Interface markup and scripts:

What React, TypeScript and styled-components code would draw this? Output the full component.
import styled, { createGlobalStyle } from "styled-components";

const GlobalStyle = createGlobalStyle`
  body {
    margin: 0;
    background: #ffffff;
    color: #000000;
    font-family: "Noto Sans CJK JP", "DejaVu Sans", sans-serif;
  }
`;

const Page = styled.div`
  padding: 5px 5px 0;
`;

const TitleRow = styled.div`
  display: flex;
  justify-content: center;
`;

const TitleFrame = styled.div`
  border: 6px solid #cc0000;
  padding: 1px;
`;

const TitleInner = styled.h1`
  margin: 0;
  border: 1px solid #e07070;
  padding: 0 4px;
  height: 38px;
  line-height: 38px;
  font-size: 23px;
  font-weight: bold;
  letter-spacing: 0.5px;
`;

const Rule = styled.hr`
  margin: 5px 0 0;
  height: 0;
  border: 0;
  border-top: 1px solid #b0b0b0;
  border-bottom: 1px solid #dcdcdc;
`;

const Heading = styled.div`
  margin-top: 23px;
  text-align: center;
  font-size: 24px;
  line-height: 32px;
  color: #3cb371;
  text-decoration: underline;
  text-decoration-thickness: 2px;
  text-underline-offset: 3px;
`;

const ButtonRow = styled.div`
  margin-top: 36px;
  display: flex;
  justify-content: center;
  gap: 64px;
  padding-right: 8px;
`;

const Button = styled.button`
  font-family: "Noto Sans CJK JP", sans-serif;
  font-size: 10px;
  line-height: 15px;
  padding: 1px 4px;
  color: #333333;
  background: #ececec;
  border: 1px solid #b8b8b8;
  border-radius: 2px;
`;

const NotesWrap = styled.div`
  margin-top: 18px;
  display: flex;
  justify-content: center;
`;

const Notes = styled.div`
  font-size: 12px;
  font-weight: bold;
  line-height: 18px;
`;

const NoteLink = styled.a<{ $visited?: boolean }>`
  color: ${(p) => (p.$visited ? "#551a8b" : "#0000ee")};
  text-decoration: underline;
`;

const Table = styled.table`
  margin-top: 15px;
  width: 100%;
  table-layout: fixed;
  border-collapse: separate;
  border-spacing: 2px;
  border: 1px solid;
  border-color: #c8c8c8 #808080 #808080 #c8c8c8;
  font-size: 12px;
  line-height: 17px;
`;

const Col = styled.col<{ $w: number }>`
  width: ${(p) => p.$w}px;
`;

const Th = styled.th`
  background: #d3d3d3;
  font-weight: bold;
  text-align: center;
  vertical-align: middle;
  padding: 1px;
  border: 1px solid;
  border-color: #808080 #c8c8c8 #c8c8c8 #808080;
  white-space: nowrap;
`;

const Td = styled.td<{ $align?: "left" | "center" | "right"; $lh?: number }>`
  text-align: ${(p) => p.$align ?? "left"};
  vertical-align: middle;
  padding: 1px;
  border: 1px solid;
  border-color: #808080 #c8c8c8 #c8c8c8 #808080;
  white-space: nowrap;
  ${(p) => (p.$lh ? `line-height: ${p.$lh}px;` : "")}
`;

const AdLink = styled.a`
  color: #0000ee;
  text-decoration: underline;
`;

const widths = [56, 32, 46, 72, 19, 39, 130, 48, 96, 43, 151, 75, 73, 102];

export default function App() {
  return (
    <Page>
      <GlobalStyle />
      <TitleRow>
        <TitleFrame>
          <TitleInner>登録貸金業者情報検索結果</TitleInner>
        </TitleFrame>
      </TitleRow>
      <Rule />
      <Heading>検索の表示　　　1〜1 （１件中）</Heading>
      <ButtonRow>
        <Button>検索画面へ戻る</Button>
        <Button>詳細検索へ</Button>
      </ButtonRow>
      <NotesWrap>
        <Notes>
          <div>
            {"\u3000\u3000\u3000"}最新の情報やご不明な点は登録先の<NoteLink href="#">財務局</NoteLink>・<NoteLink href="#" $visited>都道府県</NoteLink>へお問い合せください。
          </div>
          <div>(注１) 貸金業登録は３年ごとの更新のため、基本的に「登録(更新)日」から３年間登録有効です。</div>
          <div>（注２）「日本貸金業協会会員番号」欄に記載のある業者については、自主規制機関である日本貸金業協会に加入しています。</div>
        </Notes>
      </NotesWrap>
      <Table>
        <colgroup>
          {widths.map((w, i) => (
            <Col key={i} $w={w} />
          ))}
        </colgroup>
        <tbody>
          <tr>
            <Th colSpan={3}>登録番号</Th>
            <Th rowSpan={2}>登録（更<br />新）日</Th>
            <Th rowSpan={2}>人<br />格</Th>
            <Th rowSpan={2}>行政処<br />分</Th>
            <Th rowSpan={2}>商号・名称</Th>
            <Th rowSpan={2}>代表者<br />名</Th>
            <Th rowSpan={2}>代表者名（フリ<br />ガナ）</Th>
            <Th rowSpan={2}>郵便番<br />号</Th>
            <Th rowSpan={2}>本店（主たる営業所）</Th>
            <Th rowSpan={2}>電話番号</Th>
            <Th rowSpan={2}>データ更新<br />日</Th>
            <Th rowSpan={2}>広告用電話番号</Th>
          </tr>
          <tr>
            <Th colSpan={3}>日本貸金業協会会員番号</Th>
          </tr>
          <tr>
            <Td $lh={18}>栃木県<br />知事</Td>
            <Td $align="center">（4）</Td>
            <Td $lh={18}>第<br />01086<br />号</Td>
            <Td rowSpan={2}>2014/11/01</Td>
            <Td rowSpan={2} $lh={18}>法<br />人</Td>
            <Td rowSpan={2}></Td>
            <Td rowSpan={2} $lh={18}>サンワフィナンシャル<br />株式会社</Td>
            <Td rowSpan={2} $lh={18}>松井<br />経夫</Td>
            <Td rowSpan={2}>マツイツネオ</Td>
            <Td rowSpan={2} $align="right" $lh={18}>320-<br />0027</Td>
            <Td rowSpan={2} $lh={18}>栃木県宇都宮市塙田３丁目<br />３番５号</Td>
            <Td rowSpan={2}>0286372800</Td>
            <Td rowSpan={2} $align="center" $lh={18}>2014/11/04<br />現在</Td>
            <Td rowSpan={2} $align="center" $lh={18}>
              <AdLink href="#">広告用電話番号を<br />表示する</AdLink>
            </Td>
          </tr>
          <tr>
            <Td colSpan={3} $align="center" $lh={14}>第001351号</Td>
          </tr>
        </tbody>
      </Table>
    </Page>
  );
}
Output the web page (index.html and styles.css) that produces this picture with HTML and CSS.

WHAT THIS TASK INVOLVES:
Reply with nothing but the number of lines in the data above that contain "Output".

FINISHED EXERCISE:
2